Again, all of this sounds complicated, and it might be at first, but once you learn these two alphabets, you will be on the right path towards becoming a pro. Websites like Tofugu have amazing guides to help with learning hiragana and katakana. Language learning apps like Duolingo and Memrise can help too, but they are not much better than trying to cram information from a textbook. A dedicated Japanese educational website like Tofugu is the superior choice.
Don’t worry about kanji right away
As stated in the first point, kanji is an important part of the Japanese language, but it may not be necessary to jump into right away, unless you are looking at living in Japan in the near future or desire to read Japanese above all else. Your energy is better spent beginning to expand your vocabulary. This is where using language learning apps like Duolingo and Memrise will really help you out. Taking a class at a community college, such as Tulsa Community College, is also a great idea, as it usually takes a while for the curriculum to introduce kanji and will give you the opportunity to meet likeminded friends and study partners.
Become an anime nerd
This looks like a joke, but believe it or not, watching Japanese television with subtitles is an amazing way to build listening comprehension and will help with speech pronunciation as well. Now, there are other Japanese things you could watch that aren’t anime, such as the amazing reality TV show Terrace House which is available on Netflix, but anime just so happens to be amazing and wildly entertaining, so it is a pretty good choice. Anime covers a lot of genres, with action shows like Attack on Titan and My Hero Academia getting the most mainstream attention. Unfortunately, as amazing as those shows may be, they are not the best resources for learning to speak like a real Japanese person, as much of the language used is more akin to an impassioned radio host or an angry mafia guy.
No, your best bet probably lies with shows about boring people dealing with everyday life. Anime has a defined genre for that exact thing, referred to simply as “slice of life.” Watching shows in the romance genre is usually a good choice, too. Famed animation house Studio Ghibli has many amazing “slice of life” films, such as “Whisper of the Heart.” One of my favorite anime in recent memory is a realistic take on youthful relationships in 月がきれい (tsuki ga kirei (the moon is beautiful)). The show has a pretty reserved tone and strives for an authentic atmosphere, and I think this lends well to studying Japanese. However, no matter what kind of Japanese television or movies you decide to watch, it will help with your studies.
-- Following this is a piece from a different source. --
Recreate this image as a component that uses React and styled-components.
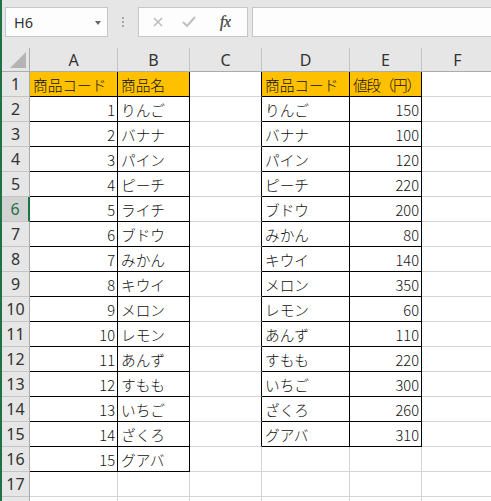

Go crazy!
Use your Japanese to annoy friends and family
After going through the first three phases, you should have a decent amount of Japanese under your belt. Not enough to make conversation with an actual Japanese person, but enough to insert random words and phrases into conversation! Your friends and family will hate this, and that is ok. Use this weapon responsibly, lest people begin to avoid you entirely, but giving yourself opportunities to speak Japanese will help you grow comfortable with using it in real life. Even speaking to yourself in Japanese will help, and that may be more acceptable socially.
Find your reason for pursuing fluency
Personally, I find studying Japanese to be a lot of fun, but it is most definitely a challenging endeavor. You will need a reason to keep pushing through when the going gets tough, and honestly, I think it needs to go beyond wanting to visit Japan or your geeky anime fantasies. After all, you do not need to be fluent in Japanese to visit the country and have a good time, and your geeky anime fantasies will probably remain as just that. That is not to say that your geeky interests cannot play a part in your motivation. I love Japanese video games, and there are many games I want to play that have never come to the west. Getting better at Japanese means I can someday enjoy those games. Having this carrot at the end of the stick helps when things start to get tedious. Additionally, considering a career that could utilize your potential language abilities will help keep you going. But personally, more than anything, my driving motivation is to be able to have better and deeper conversations with people in another language. As I was living in Japan, the language barrier was often demoralizing, and simple things like trying to order sauce to go with my French fries at McDonalds extended into difficult sessions of trial and error. But as time passed, and I challenged myself to continue trying to speak to people in Japanese, I felt myself becoming more capable and confident, and it was a thrilling experience.
Hopefully these points will help you begin your language learning journey, and perhaps, like me, you will someday decide to visit the country all together to really experience Japan, in all of its weird, fascinating glory.